Der Mietvertrag mit der "Muslimischen Gemeinschaft Pinneberg" soll inzwischen gekündigt sein. Die Moschee bestand erst seit rund einem halben Jahr und ist für den schleswig-holsteinischen Verfassungsschutz eine "Problem-Moschee". Das hat Verfassungsschutzchef Horst Eger bereits in den vergangenen Tagen erklärt. Seit in Hamburg die Taiba-Moschee geschlossen worden sei, hätten islamistisch denkende Muslime sich nach Pinneberg orientiert.



Die Taiba-Moschee am Steindamm in Hamburg war nach den Terroranschlägen vom 11. September 2001 - damals hieß sie noch Al-Quds - ins Visier von Sicherheitsexperten geraten. Dort hatten sich der - von Isa Al Khattab gefeierte - Terror-Pilot Mohammed Atta sowie die Attentäter Marwan Alshehhi, Ziad Jarrah und etliche Unterstützer regelmäßig getroffen. Das Gebetshaus hatte sich zum zentralen Treffpunkt von Befürwortern des weltweiten Dschihad im Sinne der Al-Kaida-Ideologie entwickelt.

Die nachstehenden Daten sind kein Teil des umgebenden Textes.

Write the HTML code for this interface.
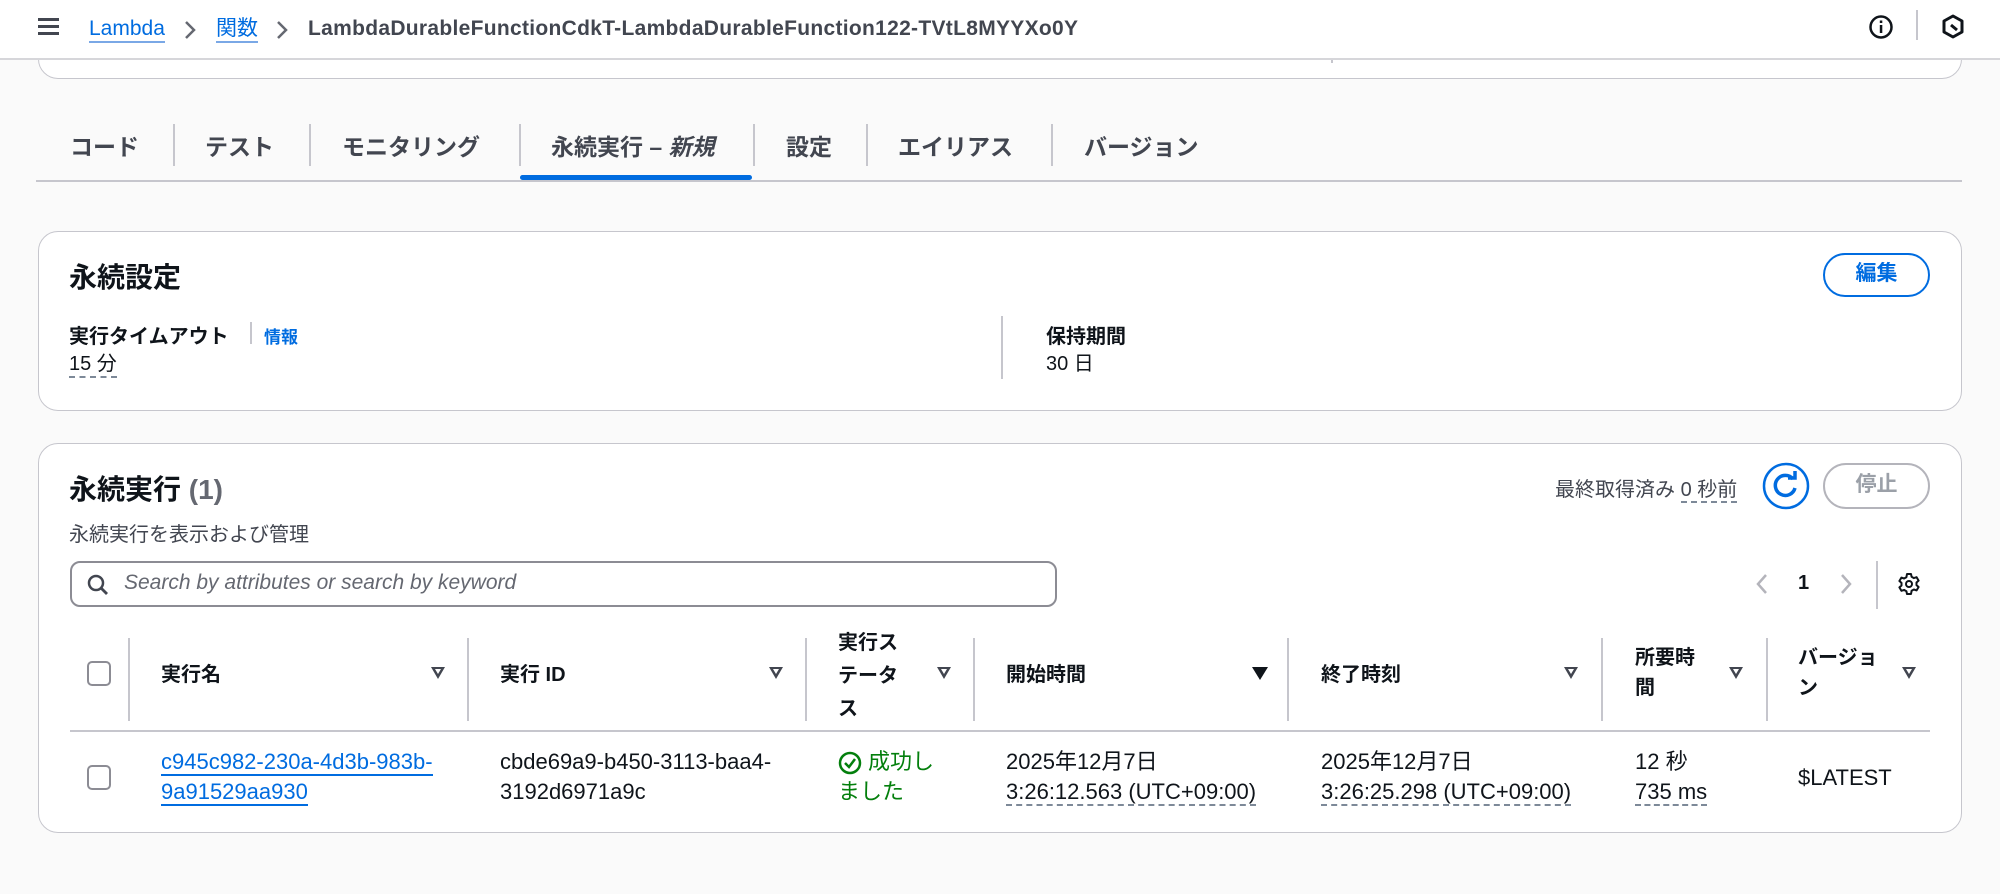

Im August 2010 ließ Hamburgs Innenbehörde die Moschee schließen. Hamburgs damaliger Innensenator, der heutige Erste Bürgermeister Christoph Althaus (CDU), sagte, die Schließung sowie das Verbot des Taiba-Vereins seien ein wichtiges politisches Signal. Hamburg dürfe nicht die Wiege gewaltbereiter Islamisten sein. Seitdem sind offenbar Personen aus dem Umfeld der früheren Taiba-Moschee nach Pinneberg ausgewichen.